— start —
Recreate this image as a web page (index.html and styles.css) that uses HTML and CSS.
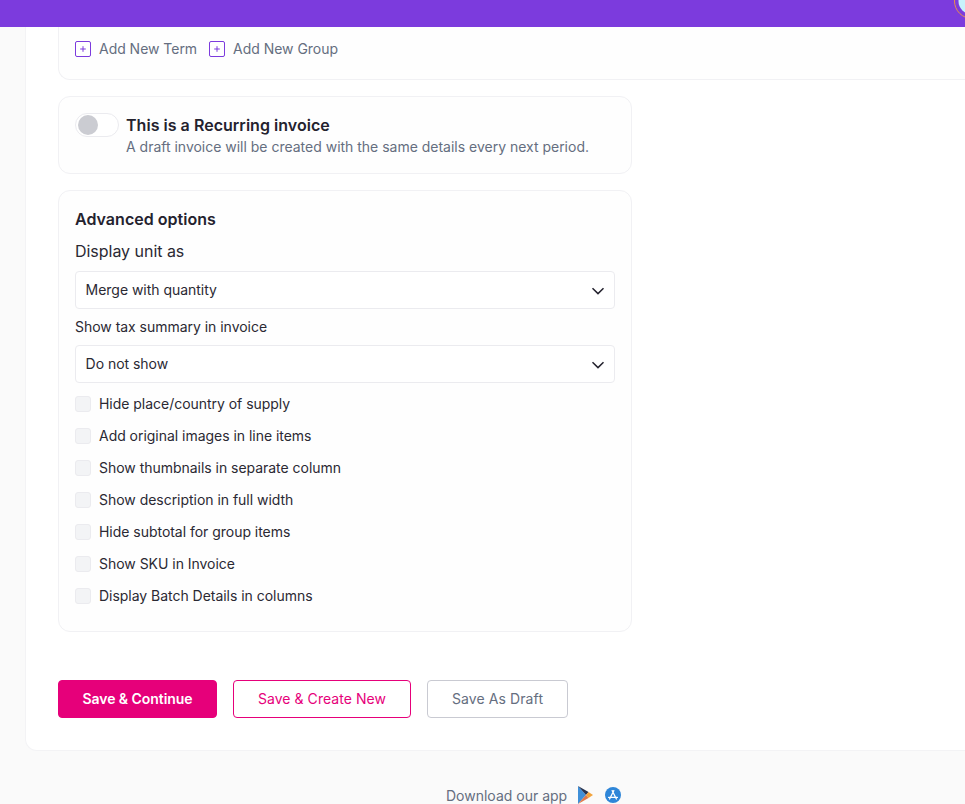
FILE: index.html
```html
<!DOCTYPE html>
<html lang="en">
<head>
<meta charset="utf-8">
<title>Invoice</title>
<link rel="stylesheet" href="styles.css">
</head>
<body>
<header class="topbar">
  <svg class="avatar" width="11" height="18" viewBox="954 0 11 18"><circle cx="972" cy="1" r="17.5" fill="none" stroke="#e8914a"/><circle cx="972" cy="1" r="13.5" fill="#c8f3fc"/></svg>
</header>
<main class="sheet">
  <section class="card card-wide">
    <div class="add-row">
      <button class="add-link"><span class="plus"><svg width="16" height="16" viewBox="0 0 16 16"><rect x="0.5" y="0.5" width="15" height="15" rx="1.5" fill="#fff" stroke="#7c3bdd"/><path d="M8 5.2v5.6M5.2 8h5.6" stroke="#7c3bdd" stroke-width="1"/></svg></span>Add New Term</button>
      <button class="add-link"><span class="plus"><svg width="16" height="16" viewBox="0 0 16 16"><rect x="0.5" y="0.5" width="15" height="15" rx="1.5" fill="#fff" stroke="#7c3bdd"/><path d="M8 5.2v5.6M5.2 8h5.6" stroke="#7c3bdd" stroke-width="1"/></svg></span>Add New Group</button>
    </div>
  </section>

  <section class="card card-narrow recurring">
    <span class="toggle"><span class="knob"></span></span>
    <div>
      <div class="rec-title">This is a Recurring invoice</div>
      <div class="rec-sub">A draft invoice will be created with the same details every next period.</div>
    </div>
  </section>

  <section class="card card-narrow advanced">
    <h2 class="adv-title">Advanced options</h2>
    <div class="label-lg">Display unit as</div>
    <div class="select">Merge with quantity<svg class="chev" width="14" height="8" viewBox="0 0 14 8"><path d="M1.5 1.2 7 6.6l5.5-5.4" fill="none" stroke="#24222e" stroke-width="1.5"/></svg></div>
    <div class="label-sm">Show tax summary in invoice</div>
    <div class="select">Do not show<svg class="chev" width="14" height="8" viewBox="0 0 14 8"><path d="M1.5 1.2 7 6.6l5.5-5.4" fill="none" stroke="#24222e" stroke-width="1.5"/></svg></div>
    <ul class="checks">
      <li><span class="box"></span>Hide place/country of supply</li>
      <li><span class="box"></span>Add original images in line items</li>
      <li><span class="box"></span>Show thumbnails in separate column</li>
      <li><span class="box"></span>Show description in full width</li>
      <li><span class="box"></span>Hide subtotal for group items</li>
      <li><span class="box"></span>Show SKU in Invoice</li>
      <li><span class="box"></span>Display Batch Details in columns</li>
    </ul>
  </section>

  <div class="actions">
    <button class="btn btn-primary">Save &amp; Continue</button>
    <button class="btn btn-outline">Save &amp; Create New</button>
    <button class="btn btn-grey">Save As Draft</button>
  </div>
</main>
<footer class="foot">
  <span>Download our app</span>
  <svg class="play" width="15" height="18" viewBox="0 0 15 18"><path d="M0 0 8 9 0 18Z" fill="#3f8fd8"/><path d="M0 0 10.5 6 8 9Z" fill="#26324f"/><path d="M10.5 6 15 9 10.5 12 8 9Z" fill="#f2a33c"/><path d="M0 18 10.5 12 8 9Z" fill="#e0794a"/></svg>
  <svg class="appstore" width="16" height="16" viewBox="0 0 16 16"><circle cx="8" cy="8" r="8" fill="#2f86d8"/><path d="M4.6 12 8 5.2M11.4 12 8 5.2M3.6 10.4h8.8M8 5.2 7.2 3.6M8 5.2l.8-1.6" fill="none" stroke="#fff" stroke-width="1.3" stroke-linecap="round"/></svg>
</footer>
</body>
</html>
```
FILE: styles.css
```css
* { box-sizing: border-box; }
html, body { margin: 0; height: 804px; overflow: hidden; }
body { background: #fafafa; font-family: Inter, "Liberation Sans", sans-serif; color: #2b2933; width: 965px; letter-spacing: -0.03px; }
.topbar { height: 27px; background: #7c3bdd; position: relative; overflow: hidden; }
.avatar { position: absolute; left: 954px; top: 0; display: block; }
.sheet { margin-left: 25px; width: 940px; height: 724px; background: #fff; border: 1px solid #f3f3f5; border-top: 0; border-right: 0; border-radius: 0 0 0 12px; padding-left: 32px; }
.card { border: 1px solid #f1f1f4; border-radius: 12px; background: #fefefe; }
.card-wide { width: 907px; height: 53px; border-top: 0; border-right: 0; border-radius: 0 0 0 12px; padding: 14px 16px 0; }
.card-narrow { width: 574px; }
.add-row { display: flex; gap: 12px; }
.add-link { display: flex; align-items: center; gap: 8px; border: 0; background: none; padding: 0; font: 14px/16px Inter, sans-serif; letter-spacing: -0.03px; color: #656e80; }
.plus { display: block; width: 16px; height: 16px; }
.plus svg { display: block; }
.recurring { height: 78px; margin-top: 16px; padding: 16px 16px 0; display: flex; gap: 7px; }
.toggle { display: block; width: 44px; height: 24px; border: 1px solid #ebebef; border-radius: 12px; padding: 1px 2px; background: #fff; flex: none; }
.knob { display: block; width: 20px; height: 20px; border-radius: 50%; background: #cbccd2; }
.rec-title { font-size: 16px; line-height: 24px; font-weight: 600; color: #24222e; letter-spacing: 0.03px; }
.rec-sub { font-size: 14px; line-height: 20px; color: #656e80; letter-spacing: -0.01px; }
.advanced { height: 442px; margin-top: 16px; padding: 16px; }
.adv-title { margin: 0; font-size: 16px; line-height: 24px; font-weight: 600; letter-spacing: 0.03px; color: #24222e; }
.label-lg { font-size: 16px; line-height: 24px; margin-top: 8px; }
.label-sm { font-size: 14px; line-height: 20px; margin: 8px 0; }
.select { height: 38px; border: 1px solid #ebebef; border-radius: 4px; display: flex; align-items: center; justify-content: space-between; padding: 0 9px 1px 9.6px; font-size: 14px; background: #fff; }
.label-lg + .select { margin-top: 8px; }
.chev { display: block; position: relative; top: 1px; }
.checks { list-style: none; margin: 5px 0 0; padding: 0; }
.checks li { display: flex; align-items: center; gap: 8px; height: 32px; padding-bottom: 2px; font-size: 14px; }
.box { display: block; width: 16px; height: 16px; margin-top: 2px; border: 1px solid #ebebef; border-radius: 3px; background: #f3f4f6; }
.actions { display: flex; gap: 16px; margin-top: 48px; }
.btn { height: 38px; border-radius: 4px; font: 14px/20px Inter, sans-serif; padding: 0; }
.btn-primary { width: 159px; background: #e6007a; border: 1px solid #e6007a; color: #fff; font-weight: 600; letter-spacing: -0.05px; }
.btn-outline { width: 178px; background: #fff; border: 1px solid #e6007a; color: #e6007a; letter-spacing: 0.05px; }
.btn-grey { width: 141px; background: #fff; border: 1px solid #c9cad2; color: #656e80; letter-spacing: 0.1px; }
.foot { display: flex; align-items: center; margin: 35px 0 0 446px; height: 18px; font-size: 14px; color: #656e80; }
.foot span { letter-spacing: 0; }
.play { margin-left: 11px; }
.appstore { margin-left: 12px; }
```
— end —
▸ **Requirements**
Omitting all images, print the listing exactly.

▸ **Output**
Recreate this image as a web page (index.html and styles.css) that uses HTML and CSS.
FILE: index.html
```html
<!DOCTYPE html>
<html lang="en">
<head>
<meta charset="utf-8">
<title>Invoice</title>
<link rel="stylesheet" href="styles.css">
</head>
<body>
<header class="topbar">
  <svg class="avatar" width="11" height="18" viewBox="954 0 11 18"><circle cx="972" cy="1" r="17.5" fill="none" stroke="#e8914a"/><circle cx="972" cy="1" r="13.5" fill="#c8f3fc"/></svg>
</header>
<main class="sheet">
  <section class="card card-wide">
    <div class="add-row">
      <button class="add-link"><span class="plus"><svg width="16" height="16" viewBox="0 0 16 16"><rect x="0.5" y="0.5" width="15" height="15" rx="1.5" fill="#fff" stroke="#7c3bdd"/><path d="M8 5.2v5.6M5.2 8h5.6" stroke="#7c3bdd" stroke-width="1"/></svg></span>Add New Term</button>
      <button class="add-link"><span class="plus"><svg width="16" height="16" viewBox="0 0 16 16"><rect x="0.5" y="0.5" width="15" height="15" rx="1.5" fill="#fff" stroke="#7c3bdd"/><path d="M8 5.2v5.6M5.2 8h5.6" stroke="#7c3bdd" stroke-width="1"/></svg></span>Add New Group</button>
    </div>
  </section>

  <section class="card card-narrow recurring">
    <span class="toggle"><span class="knob"></span></span>
    <div>
      <div class="rec-title">This is a Recurring invoice</div>
      <div class="rec-sub">A draft invoice will be created with the same details every next period.</div>
    </div>
  </section>

  <section class="card card-narrow advanced">
    <h2 class="adv-title">Advanced options</h2>
    <div class="label-lg">Display unit as</div>
    <div class="select">Merge with quantity<svg class="chev" width="14" height="8" viewBox="0 0 14 8"><path d="M1.5 1.2 7 6.6l5.5-5.4" fill="none" stroke="#24222e" stroke-width="1.5"/></svg></div>
    <div class="label-sm">Show tax summary in invoice</div>
    <div class="select">Do not show<svg class="chev" width="14" height="8" viewBox="0 0 14 8"><path d="M1.5 1.2 7 6.6l5.5-5.4" fill="none" stroke="#24222e" stroke-width="1.5"/></svg></div>
    <ul class="checks">
      <li><span class="box"></span>Hide place/country of supply</li>
      <li><span class="box"></span>Add original images in line items</li>
      <li><span class="box"></span>Show thumbnails in separate column</li>
      <li><span class="box"></span>Show description in full width</li>
      <li><span class="box"></span>Hide subtotal for group items</li>
      <li><span class="box"></span>Show SKU in Invoice</li>
      <li><span class="box"></span>Display Batch Details in columns</li>
    </ul>
  </section>

  <div class="actions">
    <button class="btn btn-primary">Save &amp; Continue</button>
    <button class="btn btn-outline">Save &amp; Create New</button>
    <button class="btn btn-grey">Save As Draft</button>
  </div>
</main>
<footer class="foot">
  <span>Download our app</span>
  <svg class="play" width="15" height="18" viewBox="0 0 15 18"><path d="M0 0 8 9 0 18Z" fill="#3f8fd8"/><path d="M0 0 10.5 6 8 9Z" fill="#26324f"/><path d="M10.5 6 15 9 10.5 12 8 9Z" fill="#f2a33c"/><path d="M0 18 10.5 12 8 9Z" fill="#e0794a"/></svg>
  <svg class="appstore" width="16" height="16" viewBox="0 0 16 16"><circle cx="8" cy="8" r="8" fill="#2f86d8"/><path d="M4.6 12 8 5.2M11.4 12 8 5.2M3.6 10.4h8.8M8 5.2 7.2 3.6M8 5.2l.8-1.6" fill="none" stroke="#fff" stroke-width="1.3" stroke-linecap="round"/></svg>
</footer>
</body>
</html>
```
FILE: styles.css
```css
* { box-sizing: border-box; }
html, body { margin: 0; height: 804px; overflow: hidden; }
body { background: #fafafa; font-family: Inter, "Liberation Sans", sans-serif; color: #2b2933; width: 965px; letter-spacing: -0.03px; }
.topbar { height: 27px; background: #7c3bdd; position: relative; overflow: hidden; }
.avatar { position: absolute; left: 954px; top: 0; display: block; }
.sheet { margin-left: 25px; width: 940px; height: 724px; background: #fff; border: 1px solid #f3f3f5; border-top: 0; border-right: 0; border-radius: 0 0 0 12px; padding-left: 32px; }
.card { border: 1px solid #f1f1f4; border-radius: 12px; background: #fefefe; }
.card-wide { width: 907px; height: 53px; border-top: 0; border-right: 0; border-radius: 0 0 0 12px; padding: 14px 16px 0; }
.card-narrow { width: 574px; }
.add-row { display: flex; gap: 12px; }
.add-link { display: flex; align-items: center; gap: 8px; border: 0; background: none; padding: 0; font: 14px/16px Inter, sans-serif; letter-spacing: -0.03px; color: #656e80; }
.plus { display: block; width: 16px; height: 16px; }
.plus svg { display: block; }
.recurring { height: 78px; margin-top: 16px; padding: 16px 16px 0; display: flex; gap: 7px; }
.toggle { display: block; width: 44px; height: 24px; border: 1px solid #ebebef; border-radius: 12px; padding: 1px 2px; background: #fff; flex: none; }
.knob { display: block; width: 20px; height: 20px; border-radius: 50%; background: #cbccd2; }
.rec-title { font-size: 16px; line-height: 24px; font-weight: 600; color: #24222e; letter-spacing: 0.03px; }
.rec-sub { font-size: 14px; line-height: 20px; color: #656e80; letter-spacing: -0.01px; }
.advanced { height: 442px; margin-top: 16px; padding: 16px; }
.adv-title { margin: 0; font-size: 16px; line-height: 24px; font-weight: 600; letter-spacing: 0.03px; color: #24222e; }
.label-lg { font-size: 16px; line-height: 24px; margin-top: 8px; }
.label-sm { font-size: 14px; line-height: 20px; margin: 8px 0; }
.select { height: 38px; border: 1px solid #ebebef; border-radius: 4px; display: flex; align-items: center; justify-content: space-between; padding: 0 9px 1px 9.6px; font-size: 14px; background: #fff; }
.label-lg + .select { margin-top: 8px; }
.chev { display: block; position: relative; top: 1px; }
.checks { list-style: none; margin: 5px 0 0; padding: 0; }
.checks li { display: flex; align-items: center; gap: 8px; height: 32px; padding-bottom: 2px; font-size: 14px; }
.box { display: block; width: 16px; height: 16px; margin-top: 2px; border: 1px solid #ebebef; border-radius: 3px; background: #f3f4f6; }
.actions { display: flex; gap: 16px; margin-top: 48px; }
.btn { height: 38px; border-radius: 4px; font: 14px/20px Inter, sans-serif; padding: 0; }
.btn-primary { width: 159px; background: #e6007a; border: 1px solid #e6007a; color: #fff; font-weight: 600; letter-spacing: -0.05px; }
.btn-outline { width: 178px; background: #fff; border: 1px solid #e6007a; color: #e6007a; letter-spacing: 0.05px; }
.btn-grey { width: 141px; background: #fff; border: 1px solid #c9cad2; color: #656e80; letter-spacing: 0.1px; }
.foot { display: flex; align-items: center; margin: 35px 0 0 446px; height: 18px; font-size: 14px; color: #656e80; }
.foot span { letter-spacing: 0; }
.play { margin-left: 11px; }
.appstore { margin-left: 12px; }
```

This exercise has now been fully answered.